Getting Dirty

The Daily Wort would like to dedicate this post to all those brewers out there who—by necessity or choice—do all their brewing alone. It’s tough work for one; there are a lot of tasks that really require either three hands or expensive gadgets. I was reminded of this as I mopped my third spill of the evening out of the space between the counter and the stove.

As I mentioned yesterday, today was kegging day for a dark beer. This was the first beer that my brewing companions made in my complete physical absence—I was in Seattle for a few days. I found a recipe for a Foreign Export stout (this is a big-bodied style of stout with moderately high alcohol). The recipe called for an addition of espresso, which I removed. I made some other minor tweaks to fit ingredients we already had on hand, ran it through a beer recipe calculator to correct for some system variables, and handed it off. They hit their target gravity* dead-on, and when I returned home the beer was happily bubbling away. It’s been hiding in the basement for the last four weeks.

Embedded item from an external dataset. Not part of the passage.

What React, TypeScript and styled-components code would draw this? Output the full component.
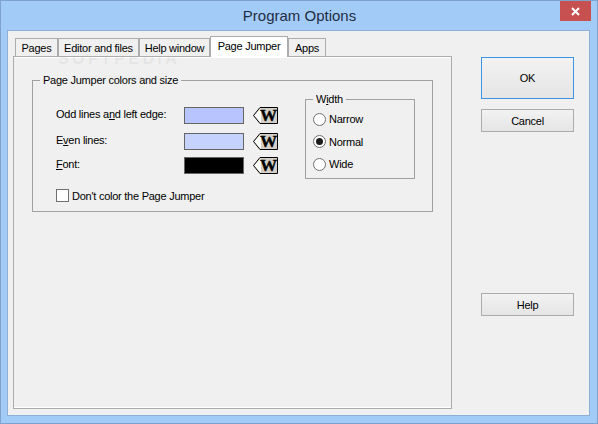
import React from 'react';
import styled, { createGlobalStyle } from 'styled-components';

const GlobalStyle = createGlobalStyle`
  html, body { margin: 0; padding: 0; background: #a3cbf7; }
  body { font-family: 'Liberation Sans', Arial, sans-serif; font-size: 11px; letter-spacing: -0.25px; color: #000; }
`;

// window frame
const Frame = styled.div`
  width: 598px;
  height: 424px;
  box-sizing: border-box;
  background: #a3cbf7;
  border: 1px solid #7fa3cc;
  display: flex;
  flex-direction: column;
  padding: 0 7px 7px 6px;
`;

const TitleBar = styled.div`
  height: 29px;
  flex: none;
  display: flex;
  align-items: center;
  justify-content: center;
  position: relative;
  font-size: 15px;
  letter-spacing: 0;
  color: #1f2d44;
  padding-left: 2px;
`;

const CloseButton = styled.div`
  position: absolute;
  top: 0;
  right: -1px;
  width: 31px;
  height: 20px;
  background: #c75050;
  display: flex;
  align-items: center;
  justify-content: center;
`;

const Client = styled.div`
  flex: 1;
  box-sizing: border-box;
  background: #f0f0f0;
  border: 1px solid #8fb0d6;
  display: flex;
  padding: 6px 16px 6px 5px;
`;

const LeftColumn = styled.div`
  width: 439px;
  flex: none;
  display: flex;
  flex-direction: column;
`;

const TabRow = styled.div`
  height: 20px;
  flex: none;
  display: flex;
  align-items: flex-end;
  padding-left: 2px;
  position: relative;
  z-index: 1;
  margin-bottom: -1px;
`;

const Tab = styled.div<{ $width: number; $active?: boolean }>`
  width: ${(p) => p.$width}px;
  box-sizing: border-box;
  height: ${(p) => (p.$active ? 21 : 19)}px;
  background: ${(p) => (p.$active ? '#fff' : '#f0f0f0')};
  border: 1px solid #acacac;
  border-bottom: ${(p) => (p.$active ? 'none' : '1px solid #acacac')};
  display: flex;
  align-items: center;
  justify-content: center;
  white-space: nowrap;
  padding-bottom: ${(p) => (p.$active ? 3 : 0)}px;
`;

const Panel = styled.div`
  flex: 1;
  box-sizing: border-box;
  border: 1px solid #acacac;
  box-shadow: inset 0 1px 0 #fff, inset 0 -1px 0 #fff;
  padding: 16px 18px 0;
`;

const GroupBox = styled.fieldset`
  margin: 0;
  padding: 5px 17px 8px 23px;
  width: 401px;
  height: 139px;
  box-sizing: border-box;
  border: 1px solid #a0a0a0;
  display: flex;
  justify-content: space-between;
`;

const GroupLegend = styled.legend`
  margin-left: -16px;
  padding: 0 3px;
  line-height: 14px;
`;

const ColorsColumn = styled.div`
  display: flex;
  flex-direction: column;
  padding-top: 11px;
`;

const ColorRow = styled.div<{ $gap?: number }>`
  height: 25px;
  margin-top: ${(p) => p.$gap ?? 0}px;
  display: flex;
  align-items: center;
`;

const RowLabel = styled.span`
  width: 128px;
  padding-bottom: 3px;
`;

const Swatch = styled.div<{ $color: string }>`
  width: 60px;
  height: 17px;
  box-sizing: border-box;
  border: 1px solid #666;
  background: ${(p) => p.$color};
`;

const PickerIcon = styled.svg`
  margin-left: 9px;
  display: block;
`;

const CheckRow = styled.label`
  display: flex;
  align-items: center;
  gap: 3px;
  margin-top: 11px;
`;

const CheckBox = styled.span`
  width: 13px;
  height: 13px;
  box-sizing: border-box;
  border: 1px solid #707070;
  background: #fff;
`;

const WidthGroup = styled.fieldset`
  margin: 0;
  padding: 2px 0 0 7px;
  width: 110px;
  height: 87px;
  box-sizing: border-box;
  border: 1px solid #a0a0a0;
  align-self: flex-start;
  display: flex;
  flex-direction: column;
`;

const WidthLegend = styled.legend`
  margin-left: 0;
  padding: 0 3px;
  line-height: 14px;
`;

const RadioRow = styled.div`
  height: 22.5px;
  display: flex;
  align-items: center;
  gap: 3px;
`;

const RadioCircle = styled.span<{ $checked?: boolean }>`
  width: 13px;
  height: 13px;
  box-sizing: border-box;
  border: 1px solid #707070;
  border-radius: 50%;
  background: #fff;
  display: flex;
  align-items: center;
  justify-content: center;
  &::after {
    content: '';
    width: 7px;
    height: 7px;
    border-radius: 50%;
    background: ${(p) => (p.$checked ? '#1c1c1c' : 'transparent')};
  }
`;

const ButtonColumn = styled.div`
  flex: 1;
  display: flex;
  flex-direction: column;
  padding: 20px 0 0 29px;
`;

const DialogButton = styled.div<{ $primary?: boolean; $top: number }>`
  width: 93px;
  height: ${(p) => (p.$primary ? 42 : 23)}px;
  margin-top: ${(p) => p.$top}px;
  box-sizing: border-box;
  border: 1px solid ${(p) => (p.$primary ? '#3c94e8' : '#acacac')};
  background: linear-gradient(#f2f2f2, #e5e5e5);
  display: flex;
  align-items: center;
  justify-content: center;
`;

const Watermark = styled.div`
  position: absolute;
  left: 58px;
  top: 50px;
  font-size: 16px;
  line-height: 18px;
  font-weight: 700;
  letter-spacing: 3.4px;
  color: rgba(150, 150, 150, 0.12);
  pointer-events: none;
`;

const WatermarkUrl = styled.div`
  font-size: 9px;
  line-height: 10px;
  font-weight: 400;
  letter-spacing: 0.4px;
  margin: 5px 0 0 22px;
`;

function WButton() {
  return (
    <PickerIcon width="25" height="17" viewBox="0 0 25 17">
      <path d="M0.5 8.5 L7 0.5 H24.5 V16.5 H7 Z" fill="#d4d0c8" stroke="#000" />
      <path d="M1.5 8.5 L7.4 1.5 H8 V15.5 H7.4 Z" fill="#fff" />
      <text
        x="15.5"
        y="13.5"
        textAnchor="middle"
        fontFamily="'Liberation Serif', serif"
        fontWeight="700"
        fontSize="17"
        letterSpacing="0"
        stroke="#000"
        strokeWidth="0.4"
        fill="#000"
      >
        W
      </text>
    </PickerIcon>
  );
}

export default function App() {
  return (
    <>
      <GlobalStyle />
      <Frame>
        <TitleBar>
          Program Options
          <CloseButton>
            <svg width="9" height="9" viewBox="0 0 9 9">
              <path d="M1 1 L8 8 M8 1 L1 8" stroke="#fff" strokeWidth="2" />
            </svg>
          </CloseButton>
        </TitleBar>
        <Client>
          <LeftColumn>
            <TabRow>
              <Tab $width={43}>Pages</Tab>
              <Tab $width={81}>Editor and files</Tab>
              <Tab $width={71}>Help window</Tab>
              <Tab $width={78} $active>
                Page Jumper
              </Tab>
              <Tab $width={38}>Apps</Tab>
            </TabRow>
            <Panel>
              <GroupBox>
                <GroupLegend>Page Jumper colors and size</GroupLegend>
                <ColorsColumn>
                  <ColorRow>
                    <RowLabel>
                      Odd lines a<u>n</u>d left edge:
                    </RowLabel>
                    <Swatch $color="#b8c4fd" />
                    <WButton />
                  </ColorRow>
                  <ColorRow $gap={1}>
                    <RowLabel>
                      E<u>v</u>en lines:
                    </RowLabel>
                    <Swatch $color="#c6d2fe" />
                    <WButton />
                  </ColorRow>
                  <ColorRow $gap={-1}>
                    <RowLabel>
                      <u>F</u>ont:
                    </RowLabel>
                    <Swatch $color="#000000" />
                    <WButton />
                  </ColorRow>
                  <CheckRow>
                    <CheckBox />
                    Don't color the Page Jumper
                  </CheckRow>
                </ColorsColumn>
                <WidthGroup>
                  <WidthLegend>
                    W<u>i</u>dth
                  </WidthLegend>
                  <RadioRow>
                    <RadioCircle />
                    Narrow
                  </RadioRow>
                  <RadioRow>
                    <RadioCircle $checked />
                    Normal
                  </RadioRow>
                  <RadioRow>
                    <RadioCircle />
                    Wide
                  </RadioRow>
                </WidthGroup>
              </GroupBox>
            </Panel>
          </LeftColumn>
          <ButtonColumn>
            <DialogButton $primary $top={0}>
              OK
            </DialogButton>
            <DialogButton $top={10}>Cancel</DialogButton>
            <DialogButton $top={161}>Help</DialogButton>
          </ButtonColumn>
        </Client>
      </Frame>
      <Watermark>
        SOFTPEDIA
        <WatermarkUrl>www.softpedia.com</WatermarkUrl>
      </Watermark>
    </>
  );
}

The first step in tonight’s work was to clean and sanitize a pair of kegs. This is not a hard task, but it’s one of my least favorite in the brewing process. It just feels tedious, somehow. This is mitigated by the convenience of kegging beer over bottling it, and even more by the hedonistic pleasure of walking down to the basement to pull a pint. Assuming that the stainless steel is free of deposits, I’ll wash the keg with very hot water, force it out through the serving tube with CO2, and then rinse with a cool solution of Iodophor and water to sanitize it. This solution also gets forced out with CO2; bacteria have a rougher time in a keg pressurized with CO2 than one full of air, and there’s also the side benefit of being able to check that your seals are holding by venting a bit of gas.

When I opened the keg fridge to fetch the CO2 tank, I discovered that the output valve on the half-full keg had come loose, producing a slow eruption of maybe a quart of beer down the side of the keg onto the floor of the fridge. Great! I have no idea how this happened—they’re usually quite tight—but so it goes.

Siphoning the beer allowed me my first real experience of this beer. It’s delicious, but I’d hesitate to call it a stout. It’s more akin to a Black Butte Porter clone, in fact: a hint of malty sweetness, some mild hop profile, and a toasty/caramel body that fits the color well. I imagine the espresso addition would give it some of the dark grain bite that jumps to my mind when I think “stout”, but I have no complaints. In fact, I could imagine brewing this again exactly as is (… if I can find the recipe). Props to my brewing cohort!

Props for me… not so much, unless you mean propping myself up on hands and knees to wipe up spilled beer. It’s almost inevitable, in my experience, that one spills an ounce or two when kegging beer. It’s not exactly de rigueur, however, to knock over the full hydrometer, spilling beer onto the surface of the stove and down onto the floor underneath it.

But the task is done, and I’ve got two fermenters ready, er, to be cleaned tomorrow while I brew. My significant other arrived home from a meeting before I motivated myself to emptying the trub** from the carboys, and we headed down to the local for a pint of Obsidian Stout and some dinner. But plenty of time for that tomorrow, and with the weather looking to be blustery, I imagine that the opportunity to hang out in the bathroom with the carboys will seem like a plum assignment.

Tomorrow: Denny Conn’s RyePA. Love this beer. Can’t wait.

Skaal!

Some definitions for the non-brewers out there:

* Gravity is a measure of the density of a liquid, relative to distilled water, and in brewing indicates how much sugar and whatnot was extracted from the grains. After beer is fermented, the change in density can also be used to estimate the alcohol content.

** Trub is the slurry of yeast and various insoluble proteins, bits of grain husk and hops, etc, that settles to the bottom of a fermenter and is left behind. A good portion of this stuff is live yeast, and enterprising or cheap brewers can reuse it for later batches, if the type of yeast is suitable. I’ll probably write more later on yeast culturing.